• _Given exercise_: Please transcribe the listing below in full and word for word, without its pictures.

*** Recorded information

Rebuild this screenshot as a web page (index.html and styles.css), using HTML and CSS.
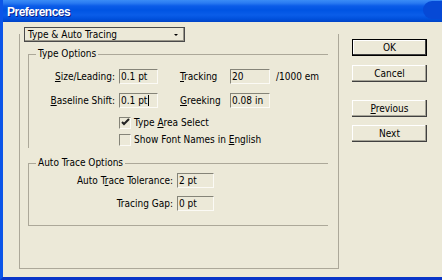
FILE: index.html
```html
<!DOCTYPE html>
<html lang="en">
<head>
    <meta charset="UTF-8">
    <meta name="viewport" content="width=device-width, initial-scale=1.0">
    <title>Preferences</title>
    <link rel="stylesheet" href="styles.css">
</head>
<body>

    <div class="window">
        <div class="titlebar">Preferences</div>

        <div class="client">
            <div class="panel">
                <div class="select">
                    <span>Type &amp; Auto Tracing</span>
                    <span class="arrow"></span>
                </div>

                <fieldset class="group type-options">
                    <legend>Type Options</legend>

                    <div class="row">
                        <label class="label"><u>S</u>ize/Leading:</label>
                        <div class="field narrow">0.1 pt</div>
                        <label class="label-2"><u>T</u>racking</label>
                        <div class="field wide">20</div>
                        <span class="unit">/1000 em</span>
                    </div>

                    <div class="row">
                        <label class="label"><u>B</u>aseline Shift:</label>
                        <div class="field narrow">0.1 pt<span class="caret"></span></div>
                        <label class="label-2"><u>G</u>reeking</label>
                        <div class="field wide">0.08 in</div>
                    </div>

                    <div class="check-row">
                        <span class="checkbox checked">
                            <svg width="9" height="9" viewBox="0 0 9 9"><polyline points="1,4 3,6 8,1" fill="none" stroke="#222" stroke-width="2"/></svg>
                        </span>
                        <span>Type <u>A</u>rea Select</span>
                    </div>

                    <div class="check-row">
                        <span class="checkbox"></span>
                        <span>Show Font Names in <u>E</u>nglish</span>
                    </div>
                </fieldset>

                <fieldset class="group trace-options">
                    <legend>Auto Trace Options</legend>

                    <div class="row">
                        <label class="label long">Auto T<u>r</u>ace Tolerance:</label>
                        <div class="field short">2 pt</div>
                    </div>

                    <div class="row">
                        <label class="label long">Tracing Gap:</label>
                        <div class="field short">0 pt</div>
                    </div>
                </fieldset>
            </div>

            <div class="buttons">
                <button class="btn default">OK</button>
                <button class="btn">Cancel</button>
                <button class="btn spaced"><u>P</u>revious</button>
                <button class="btn">Next</button>
            </div>
        </div>
    </div>

</body>
</html>
```

FILE: styles.css
```css
body {
    margin: 0;
    overflow: hidden;
    font-family: "DejaVu Sans Condensed", "DejaVu Sans", sans-serif;
    font-stretch: condensed;
    font-size: 10px;
    color: #000;
}
u {
    text-decoration-thickness: 1px;
    text-underline-offset: 1px;
}
.window {
    width: 442px;
    height: 280px;
    box-sizing: border-box;
    background: #ece9d8;
    border-left: 3px solid #0b55e8;
    border-bottom: 3px solid #0a36c8;
}
.titlebar {
    position: relative;
    height: 22px;
    box-sizing: border-box;
    padding: 3px 0 0 4px;
    line-height: 19px;
    font-family: "Liberation Sans", Arial, sans-serif;
    font-stretch: normal;
    font-weight: bold;
    font-size: 12px;
    letter-spacing: -0.5px;
    color: #fff;
    text-shadow: 1px 1px 0 #0a1e8c;
    background: linear-gradient(to bottom, #3a8cf6 0, #2a7bf2 3px, #0b5ce8 6px, #0054e3 10px, #0a5de9 15px, #0050dc 19px, #0043c6 22px);
}
.titlebar::after {
    content: "";
    position: absolute;
    left: 420px;
    top: 1px;
    width: 30px;
    height: 18px;
    border-radius: 9px;
    background: #0649d6;
}
.client {
    display: flex;
    align-items: flex-start;
}
.panel {
    margin: 12px 0 0 16px;
    width: 320px;
    height: 235px;
    box-sizing: border-box;
    border: 1px solid #aca899;
    border-top: none;
}
.select {
    display: flex;
    align-items: center;
    justify-content: space-between;
    margin: -7px 0 0 4px;
    width: 161px;
    height: 15px;
    box-sizing: border-box;
    padding: 0 6px 0 3px;
    border: 1px solid #4a4a4a;
    box-shadow: inset -1px -1px 0 #9a978a;
    line-height: 13px;
}
.arrow {
    width: 0;
    height: 0;
    border-left: 2px solid transparent;
    border-right: 2px solid transparent;
    border-top: 2px solid #000;
}
.group {
    margin: 6px 0 0 8px;
    padding: 9px 0 0 0;
    width: 300px;
    box-sizing: border-box;
    border: 1px solid #aca899;
    border-right: none;
    min-inline-size: 0;
}
.group legend {
    margin-left: 7px;
    padding: 0 2px;
    line-height: 12px;
}
.type-options {
    border-bottom: none;
}
.trace-options {
    margin-top: 9px;
    padding: 4px 0 14px 0;
}
.row {
    display: flex;
    align-items: center;
    height: 15px;
}
.row + .row {
    margin-top: 9px;
}
.trace-options .row + .row {
    margin-top: 8px;
}
.label {
    width: 86px;
    margin-right: 4px;
    text-align: right;
    white-space: nowrap;
}
.label.long {
    width: 144px;
}
.label-2 {
    width: 50px;
    margin-left: 22px;
}
.field {
    position: relative;
    height: 15px;
    box-sizing: border-box;
    padding-left: 1px;
    border-top: 1px solid #858478;
    border-left: 1px solid #858478;
    border-right: 1px solid #fbfaf5;
    border-bottom: 1px solid #fbfaf5;
    line-height: 13px;
    white-space: nowrap;
}
.field.narrow {
    width: 39px;
}
.field.wide {
    width: 40px;
}
.field.short {
    width: 37px;
}
.caret {
    display: inline-block;
    width: 1px;
    height: 11px;
    margin-left: 1px;
    vertical-align: -2px;
    background: #000;
}
.unit {
    margin-left: 6px;
}
.check-row {
    display: flex;
    align-items: center;
    gap: 3px;
    height: 17px;
    margin-left: 90px;
}
.row + .check-row {
    margin-top: 6px;
}
.checkbox {
    display: flex;
    align-items: center;
    justify-content: center;
    width: 12px;
    height: 12px;
    box-sizing: border-box;
    border-top: 1px solid #858478;
    border-left: 1px solid #858478;
    border-right: 1px solid #fbfaf5;
    border-bottom: 1px solid #fbfaf5;
}
.buttons {
    display: flex;
    flex-direction: column;
    margin: 17px 0 0 13px;
}
.btn {
    width: 75px;
    height: 17px;
    padding: 0;
    font: inherit;
    color: #000;
    background: #ece9d8;
    border: none;
    box-shadow: inset -1px -1px 0 #404040, inset -2px -2px 0 #a6a497, inset 1px 1px 0 #fff;
}
.btn + .btn {
    margin-top: 8px;
}
.btn.default {
    border: 1px solid #000;
    box-shadow: inset -1px -1px 0 #404040, inset 1px 1px 0 #fff;
}
.btn.default + .btn {
    margin-top: 9px;
}
.btn.spaced {
    margin-top: 18px;
}
```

******

• _Answer to the task_:
Rebuild this screenshot as a web page (index.html and styles.css), using HTML and CSS.
FILE: index.html
```html
<!DOCTYPE html>
<html lang="en">
<head>
    <meta charset="UTF-8">
    <meta name="viewport" content="width=device-width, initial-scale=1.0">
    <title>Preferences</title>
    <link rel="stylesheet" href="styles.css">
</head>
<body>

    <div class="window">
        <div class="titlebar">Preferences</div>

        <div class="client">
            <div class="panel">
                <div class="select">
                    <span>Type &amp; Auto Tracing</span>
                    <span class="arrow"></span>
                </div>

                <fieldset class="group type-options">
                    <legend>Type Options</legend>

                    <div class="row">
                        <label class="label"><u>S</u>ize/Leading:</label>
                        <div class="field narrow">0.1 pt</div>
                        <label class="label-2"><u>T</u>racking</label>
                        <div class="field wide">20</div>
                        <span class="unit">/1000 em</span>
                    </div>

                    <div class="row">
                        <label class="label"><u>B</u>aseline Shift:</label>
                        <div class="field narrow">0.1 pt<span class="caret"></span></div>
                        <label class="label-2"><u>G</u>reeking</label>
                        <div class="field wide">0.08 in</div>
                    </div>

                    <div class="check-row">
                        <span class="checkbox checked">
                            <svg width="9" height="9" viewBox="0 0 9 9"><polyline points="1,4 3,6 8,1" fill="none" stroke="#222" stroke-width="2"/></svg>
                        </span>
                        <span>Type <u>A</u>rea Select</span>
                    </div>

                    <div class="check-row">
                        <span class="checkbox"></span>
                        <span>Show Font Names in <u>E</u>nglish</span>
                    </div>
                </fieldset>

                <fieldset class="group trace-options">
                    <legend>Auto Trace Options</legend>

                    <div class="row">
                        <label class="label long">Auto T<u>r</u>ace Tolerance:</label>
                        <div class="field short">2 pt</div>
                    </div>

                    <div class="row">
                        <label class="label long">Tracing Gap:</label>
                        <div class="field short">0 pt</div>
                    </div>
                </fieldset>
            </div>

            <div class="buttons">
                <button class="btn default">OK</button>
                <button class="btn">Cancel</button>
                <button class="btn spaced"><u>P</u>revious</button>
                <button class="btn">Next</button>
            </div>
        </div>
    </div>

</body>
</html>
```

FILE: styles.css
```css
body {
    margin: 0;
    overflow: hidden;
    font-family: "DejaVu Sans Condensed", "DejaVu Sans", sans-serif;
    font-stretch: condensed;
    font-size: 10px;
    color: #000;
}
u {
    text-decoration-thickness: 1px;
    text-underline-offset: 1px;
}
.window {
    width: 442px;
    height: 280px;
    box-sizing: border-box;
    background: #ece9d8;
    border-left: 3px solid #0b55e8;
    border-bottom: 3px solid #0a36c8;
}
.titlebar {
    position: relative;
    height: 22px;
    box-sizing: border-box;
    padding: 3px 0 0 4px;
    line-height: 19px;
    font-family: "Liberation Sans", Arial, sans-serif;
    font-stretch: normal;
    font-weight: bold;
    font-size: 12px;
    letter-spacing: -0.5px;
    color: #fff;
    text-shadow: 1px 1px 0 #0a1e8c;
    background: linear-gradient(to bottom, #3a8cf6 0, #2a7bf2 3px, #0b5ce8 6px, #0054e3 10px, #0a5de9 15px, #0050dc 19px, #0043c6 22px);
}
.titlebar::after {
    content: "";
    position: absolute;
    left: 420px;
    top: 1px;
    width: 30px;
    height: 18px;
    border-radius: 9px;
    background: #0649d6;
}
.client {
    display: flex;
    align-items: flex-start;
}
.panel {
    margin: 12px 0 0 16px;
    width: 320px;
    height: 235px;
    box-sizing: border-box;
    border: 1px solid #aca899;
    border-top: none;
}
.select {
    display: flex;
    align-items: center;
    justify-content: space-between;
    margin: -7px 0 0 4px;
    width: 161px;
    height: 15px;
    box-sizing: border-box;
    padding: 0 6px 0 3px;
    border: 1px solid #4a4a4a;
    box-shadow: inset -1px -1px 0 #9a978a;
    line-height: 13px;
}
.arrow {
    width: 0;
    height: 0;
    border-left: 2px solid transparent;
    border-right: 2px solid transparent;
    border-top: 2px solid #000;
}
.group {
    margin: 6px 0 0 8px;
    padding: 9px 0 0 0;
    width: 300px;
    box-sizing: border-box;
    border: 1px solid #aca899;
    border-right: none;
    min-inline-size: 0;
}
.group legend {
    margin-left: 7px;
    padding: 0 2px;
    line-height: 12px;
}
.type-options {
    border-bottom: none;
}
.trace-options {
    margin-top: 9px;
    padding: 4px 0 14px 0;
}
.row {
    display: flex;
    align-items: center;
    height: 15px;
}
.row + .row {
    margin-top: 9px;
}
.trace-options .row + .row {
    margin-top: 8px;
}
.label {
    width: 86px;
    margin-right: 4px;
    text-align: right;
    white-space: nowrap;
}
.label.long {
    width: 144px;
}
.label-2 {
    width: 50px;
    margin-left: 22px;
}
.field {
    position: relative;
    height: 15px;
    box-sizing: border-box;
    padding-left: 1px;
    border-top: 1px solid #858478;
    border-left: 1px solid #858478;
    border-right: 1px solid #fbfaf5;
    border-bottom: 1px solid #fbfaf5;
    line-height: 13px;
    white-space: nowrap;
}
.field.narrow {
    width: 39px;
}
.field.wide {
    width: 40px;
}
.field.short {
    width: 37px;
}
.caret {
    display: inline-block;
    width: 1px;
    height: 11px;
    margin-left: 1px;
    vertical-align: -2px;
    background: #000;
}
.unit {
    margin-left: 6px;
}
.check-row {
    display: flex;
    align-items: center;
    gap: 3px;
    height: 17px;
    margin-left: 90px;
}
.row + .check-row {
    margin-top: 6px;
}
.checkbox {
    display: flex;
    align-items: center;
    justify-content: center;
    width: 12px;
    height: 12px;
    box-sizing: border-box;
    border-top: 1px solid #858478;
    border-left: 1px solid #858478;
    border-right: 1px solid #fbfaf5;
    border-bottom: 1px solid #fbfaf5;
}
.buttons {
    display: flex;
    flex-direction: column;
    margin: 17px 0 0 13px;
}
.btn {
    width: 75px;
    height: 17px;
    padding: 0;
    font: inherit;
    color: #000;
    background: #ece9d8;
    border: none;
    box-shadow: inset -1px -1px 0 #404040, inset -2px -2px 0 #a6a497, inset 1px 1px 0 #fff;
}
.btn + .btn {
    margin-top: 8px;
}
.btn.default {
    border: 1px solid #000;
    box-shadow: inset -1px -1px 0 #404040, inset 1px 1px 0 #fff;
}
.btn.default + .btn {
    margin-top: 9px;
}
.btn.spaced {
    margin-top: 18px;
}
```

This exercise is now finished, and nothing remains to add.